Wade, B.S., Kroon, D. and Pälike, H.
Fluctuations in the position of the Proto Gulf Stream: Evidence from high-resolution stable isotope results.
XXIII General Assembly of the International Union of Geophysics and Geodesy. IUGG 2003: The State of the Planet, Sapporo, Japan, 30 June-11 July 2003: abstracts.

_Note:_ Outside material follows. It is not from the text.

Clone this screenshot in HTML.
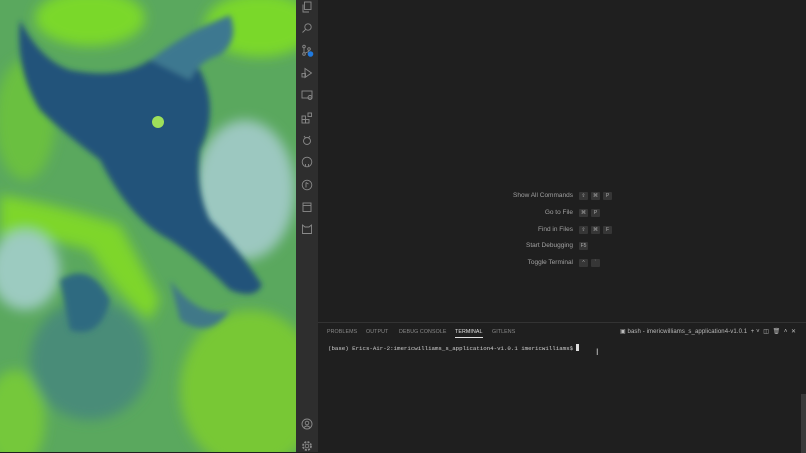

XXIII General Assembly of the International Union of Geophysics and Geodesy. IUGG 2003
JAMSTEC for IUGG Secretariat.
The Gulf Stream is prominent western boundary current in the North Atlantic. However, little is known about the evolution of the Gulf Stream, particularly during times of elevated greenhouse gases and global temperatures. High-resolution (3 k.y.) stable isotope analyses (δ18O, δ13C) were conducted on middle Eocene (ca. 40 - 37 Ma) planktonic foraminifera from the western North Atlantic (Ocean Drilling Program Site 1052). The study exposed a more complicated pattern of climate variability than was formerly anticipated, with large (>1 per mil) and rapid (>10 k.y.) variations in δ18O. The magnitude of change is greater than that seen in open-ocean Pleistocene records but could not have been caused by ice-volume and/or sea-level fluctuations. Instead, the oxygen isotope shifts resulted primarily from large oscillations in sea-surface temperatures with shifts of up to 12°C. Climatic modeling results have indicated the presence of a Gulf Stream analogue during the Eocene. The movement of the Gulf Stream would cause sea-surface temperatures to change dramatically over a small area. High frequency instability of sea-surface temperatures may have been attributable to deflections in the position of the Gulf Stream across the Blake Plateau. There is a strong 400 kyr cyclicity evident in the sea-surface temperature record, suggesting that fluctuations in the position of the Gulf Stream were caused by feedbacks within the climate system, in response to orbital changes in solar insolation.